• Prospects for the eurozone economy have been marginally revised upward to 1.3 percent, while the outlook for global growth is maintained at around 3.3 percent.

The global economy has performed better than expected in the first part of the year. MAPFRE Economic Research has raised short-term growth forecasts slightly for developed countries, Spain included, in a context where economies have benefited from the central banks’ new shift toward a lax monetary policy. However, it remains prudent as far as the long-term is concerned because it believes the economy has now fully entered a cyclical change, thereby softening future growth expectations. Therefore, it expects global growth to be close to its potential at around 3.3 percent for 2019 and 2020. This is the main conclusion emerging from the quarterly update in the 2019 Economic and Industry Outlook report, published today by Fundación MAPFRE.

Spanish growth forecasts for 2019 have been revised upward from 2.3 percent to 2.4 percent and from 1.9 percent to 2.1 percent for 2020. It is expected that the Spanish economy will continue growing faster than the eurozone, although the report warns that fiscal expansion, such as recourse to savings and revenue, will reach its limits in 2020. Against this backdrop, Economic Research notes that the current primary deficit appears unsustainable when public spending, for example, was one of the drivers of growth in the first quarter of the year (2.4 percent). For this reason, it has detected early signs of slowing activity in the coming quarters, such as a cooling in exports.

Economic Research also believes that second quarter growth in the eurozone will weaken compared to the first quarter, when GDP grew 1.2 percent. However, the outlook for this year is up by a tenth to 1.3 percent, and up by the same amount to 1.5 percent for 2020. This is in anticipation of the positive effect of European Central Bank (ECB) stimulus measures, bolstered by the positive unemployment rate (7.6 percent in April) and real salary growth (around 2 percent).

Risks on the Horizon

Economic Research sees eurozone governance as one of the main global risks, with the situations in Italy, Greece and the UK highlighted as the most vulnerable. Elsewhere, the report highlights the risk resulting from economic policy in the United States, macroeconomic and financial adjustment in China, high levels of global leverage, and geopolitical risk, following the rising tone of the Trump administration, with its migration crackdown on Latin America and the trade pressure it is exerting on various eurozone countries—not to mention China and the new tariff war.

Shift in Monetary Policy

The second quarter was marked by the new stance taken by banks on both sides of the Atlantic. On June 6, the ECB announced that interest rates will remain unchanged until the first half of 2020, postponing normalization by a year. In fact, the market still sees additional room for lowering (deposit) rates and driving the generation of liquidity even further. On this, Economic Research warns that the ECB’s position could be too punitive on the bank’s interest spread, noting that the stability of the financial system’s balance sheet is being challenged by low long-term debt rates.
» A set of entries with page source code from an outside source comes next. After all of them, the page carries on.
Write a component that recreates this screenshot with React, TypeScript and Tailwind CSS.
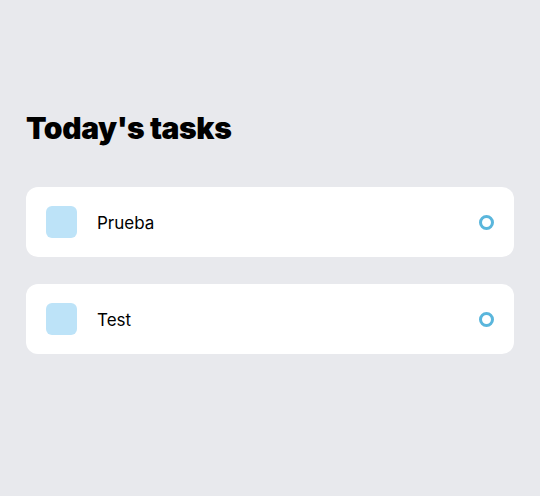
import React from "react";

const tasks = ["Prueba", "Test"];

export default function App() {
  return (
    <div
      className="w-[540px] h-[496px] bg-[#e8e9ed] px-[26px] pt-[108px]"
      style={{ fontFamily: "Inter, 'Noto Sans', sans-serif" }}
    >
      <h1 className="text-[30px] leading-[40px] font-black text-black tracking-[-0.4px]">
        Today's tasks
      </h1>
      <div className="mt-[39px] flex flex-col gap-[27px]">
        {tasks.map((t) => (
          <div
            key={t}
            className="h-[70px] bg-white rounded-[12px] flex items-center pl-[20px] pr-[20px]"
          >
            <div className="w-[31px] h-[32px] rounded-[6px] bg-[#bde3f8]" />
            <span className="ml-[20px] pt-[3px] text-[17px] text-black flex-1">{t}</span>
            <div className="w-[15px] h-[15px] rounded-full border-[3px] border-[#5ab6dc]" />
          </div>
        ))}
      </div>
    </div>
  );
}
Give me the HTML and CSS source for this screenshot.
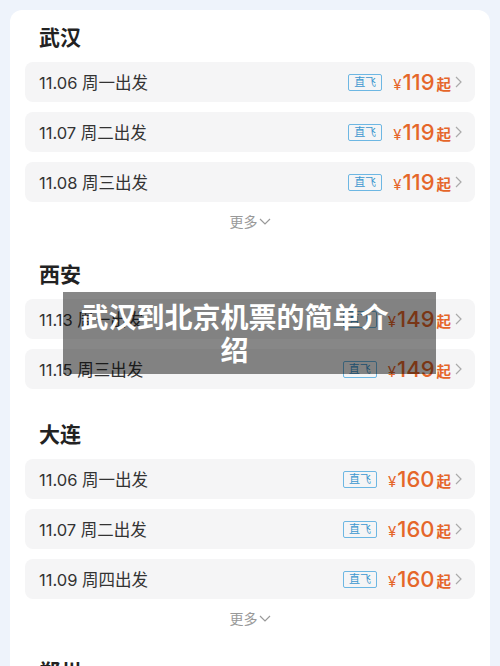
FILE: index.html
```html
<!DOCTYPE html>
<html lang="zh-CN">
<head>
    <meta charset="UTF-8">
    <meta name="viewport" content="width=device-width, initial-scale=1.0">
    <title>武汉到北京机票的简单介绍</title>
    <link rel="stylesheet" href="styles.css">
</head>
<body>
    <div class="card">
        <section class="city">
            <h2>武汉</h2>
            <ul class="flights">
                <li><span class="date">11.06 周一出发</span><span class="fare"><span class="tag">直飞</span><span class="price"><small>¥</small>119<b>起</b></span><svg class="arrow" viewBox="0 0 7 12"><polyline points="1,1 6,6 1,11"/></svg></span></li>
                <li><span class="date">11.07 周二出发</span><span class="fare"><span class="tag">直飞</span><span class="price"><small>¥</small>119<b>起</b></span><svg class="arrow" viewBox="0 0 7 12"><polyline points="1,1 6,6 1,11"/></svg></span></li>
                <li><span class="date">11.08 周三出发</span><span class="fare"><span class="tag">直飞</span><span class="price"><small>¥</small>119<b>起</b></span><svg class="arrow" viewBox="0 0 7 12"><polyline points="1,1 6,6 1,11"/></svg></span></li>
            </ul>
            <div class="more">更多<svg viewBox="0 0 12 7"><polyline points="1,1 6,6 11,1"/></svg></div>
        </section>

        <section class="city">
            <h2>西安</h2>
            <ul class="flights">
                <li><span class="date">11.13 周一出发</span><span class="fare"><span class="tag">直飞</span><span class="price"><small>¥</small>149<b>起</b></span><svg class="arrow" viewBox="0 0 7 12"><polyline points="1,1 6,6 1,11"/></svg></span></li>
                <li><span class="date">11.15 周三出发</span><span class="fare"><span class="tag">直飞</span><span class="price"><small>¥</small>149<b>起</b></span><svg class="arrow" viewBox="0 0 7 12"><polyline points="1,1 6,6 1,11"/></svg></span></li>
            </ul>
        </section>

        <section class="city">
            <h2>大连</h2>
            <ul class="flights">
                <li><span class="date">11.06 周一出发</span><span class="fare"><span class="tag">直飞</span><span class="price"><small>¥</small>160<b>起</b></span><svg class="arrow" viewBox="0 0 7 12"><polyline points="1,1 6,6 1,11"/></svg></span></li>
                <li><span class="date">11.07 周二出发</span><span class="fare"><span class="tag">直飞</span><span class="price"><small>¥</small>160<b>起</b></span><svg class="arrow" viewBox="0 0 7 12"><polyline points="1,1 6,6 1,11"/></svg></span></li>
                <li><span class="date">11.09 周四出发</span><span class="fare"><span class="tag">直飞</span><span class="price"><small>¥</small>160<b>起</b></span><svg class="arrow" viewBox="0 0 7 12"><polyline points="1,1 6,6 1,11"/></svg></span></li>
            </ul>
            <div class="more">更多<svg viewBox="0 0 12 7"><polyline points="1,1 6,6 11,1"/></svg></div>
        </section>

        <section class="city">
            <h2>郑州</h2>
        </section>
    </div>

    <div class="caption">
        <h1>武汉到北京机票的简单介绍</h1>
    </div>
</body>
</html>
```

FILE: styles.css
```css
html, body {
    overflow: hidden;
}

body {
    margin: 0;
    padding: 10px 10px 0;
    background-color: #eef3fb;
    font-family: Inter, "Noto Sans CJK SC", sans-serif;
    color: #333;
}

.card {
    background-color: #fff;
    border-radius: 12px;
    padding: 14px 15px 0;
}

.city {
    padding-bottom: 22px;
}

.city h2 {
    margin: 0 0 10px;
    padding-left: 14px;
    height: 28px;
    line-height: 28px;
    font-size: 21px;
    font-weight: 600;
    color: #222;
}

.flights {
    list-style-type: none;
    margin: 0;
    padding: 0;
}

.flights li {
    display: flex;
    align-items: center;
    justify-content: space-between;
    height: 40px;
    padding: 0 13px 0 14px;
    margin-bottom: 10px;
    background-color: #f5f5f6;
    border-radius: 8px;
}

.date {
    font-size: 16.5px;
    color: #333;
}

.fare {
    display: flex;
    align-items: center;
}

.tag {
    height: 15px;
    line-height: 15px;
    padding: 0 5px;
    margin-right: 11px;
    font-size: 11px;
    color: #3a97cf;
    border: 1px solid #6db7e3;
    border-radius: 2px;
}

.price {
    font-size: 22px;
    font-weight: 500;
    color: #e5662a;
    line-height: 1;
}

.price small {
    font-size: 15px;
    font-weight: 400;
    margin-right: 1px;
}

.price b {
    font-size: 14.5px;
    font-weight: 700;
    margin-left: 2px;
}

.arrow {
    width: 7px;
    height: 12px;
    margin-left: 4px;
    fill: none;
    stroke: #aaa;
    stroke-width: 1.2;
}

.more {
    height: 20px;
    line-height: 20px;
    margin-bottom: 7px;
    text-align: center;
    font-size: 14px;
    color: #999;
}

.more svg {
    width: 12px;
    height: 7px;
    margin-left: 1px;
    vertical-align: 2px;
    fill: none;
    stroke: #999;
    stroke-width: 1.2;
}

.caption {
    position: absolute;
    top: 292px;
    left: 63px;
    width: 373px;
    height: 82px;
    box-sizing: border-box;
    padding: 8px 43px 0 13px;
    background-color: rgba(0, 0, 0, 0.47);
}

.caption h1 {
    margin: 0;
    font-family: "Noto Sans CJK SC", sans-serif;
    font-size: 28px;
    font-weight: 700;
    line-height: 33px;
    text-align: center;
    color: #fff;
}
```
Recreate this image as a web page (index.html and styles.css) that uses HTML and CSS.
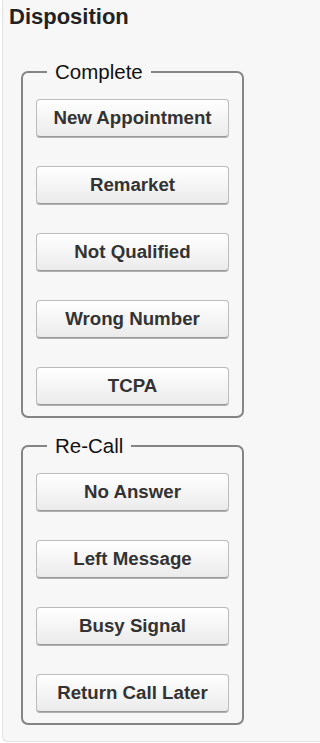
FILE: index.html
```html
<!DOCTYPE html>
<html>
<head>
<meta charset="utf-8">
<link rel="stylesheet" href="styles.css">
</head>
<body>
<div class="panel">
  <div class="title">Disposition</div>
  <fieldset class="group">
    <legend class="group-label">Complete</legend>
    <div class="buttons">
      <button class="btn">New Appointment</button>
      <button class="btn">Remarket</button>
      <button class="btn">Not Qualified</button>
      <button class="btn">Wrong Number</button>
      <button class="btn">TCPA</button>
    </div>
  </fieldset>
  <fieldset class="group">
    <legend class="group-label">Re-Call</legend>
    <div class="buttons">
      <button class="btn">No Answer</button>
      <button class="btn">Left Message</button>
      <button class="btn">Busy Signal</button>
      <button class="btn">Return Call Later</button>
    </div>
  </fieldset>
</div>
</body>
</html>
```
FILE: styles.css
```css
html, body {
  margin: 0;
  padding: 0;
  background: #ffffff;
  overflow: hidden;
}
body {
  font-family: "Liberation Sans", Arial, sans-serif;
}
.panel {
  margin-left: 2px;
  background: #f7f7f7;
  border-left: 1px solid #e2e2e2;
  border-bottom: 1px solid #e2e2e2;
  border-bottom-left-radius: 6px;
  padding: 4px 0 16px 6px;
}
.title {
  font-size: 22px;
  font-weight: bold;
  color: #222;
  margin-bottom: 30px;
}
.group {
  box-sizing: border-box;
  width: 223px;
  margin: 0 0 16px 12px;
  border: 2px solid #858585;
  border-radius: 7px;
  padding: 15px 13px 11px 13px;
}
.group:last-child {
  margin-bottom: 0;
}
.group-label {
  font-size: 20.5px;
  color: #111;
  padding: 0 8px;
  margin-left: 11px;
}
.buttons {
  display: flex;
  flex-direction: column;
  gap: 29px;
}
.btn {
  box-sizing: border-box;
  height: 38px;
  width: 100%;
  margin: 0;
  padding: 0;
  font-family: "Liberation Sans", Arial, sans-serif;
  font-size: 18.7px;
  font-weight: bold;
  color: #333;
  border: 1px solid #bcbcbc;
  border-bottom-color: #9a9a9a;
  border-radius: 4px;
  background: linear-gradient(#ffffff, #ebebeb);
  box-shadow: 0 1px 0 #b0b0b0;
}
```
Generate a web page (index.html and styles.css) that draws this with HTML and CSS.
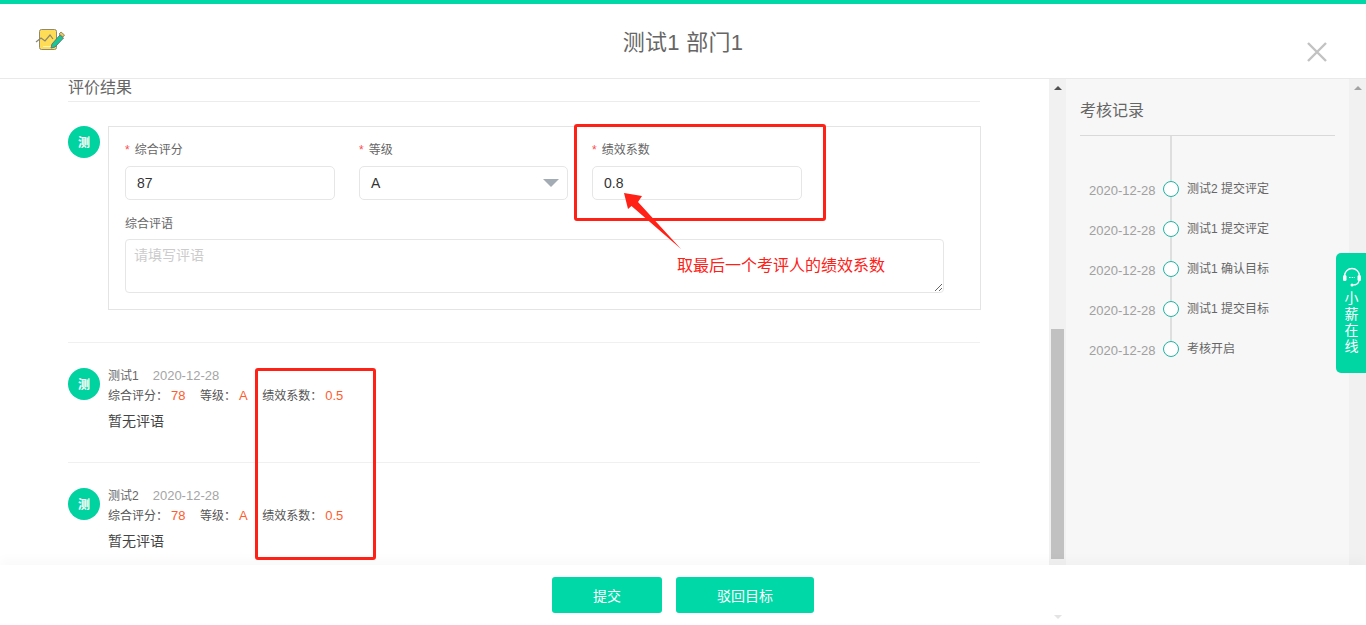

The Fed has also joined this shift in monetary policy, moving from forecasting an increase in the US refinancing rate to 3 percent in 2019 to considering a cut in the cash rate of 25 basis points this year, with at least one more cut in the first quarter of 2020.

This new monetary policy signal has significantly impacted emerging market currencies, affording them greater stability despite current account impairments. In addition to the easing pressure on currencies, there is now a greater margin for their central banks to adjust the management of official interest rates consistently.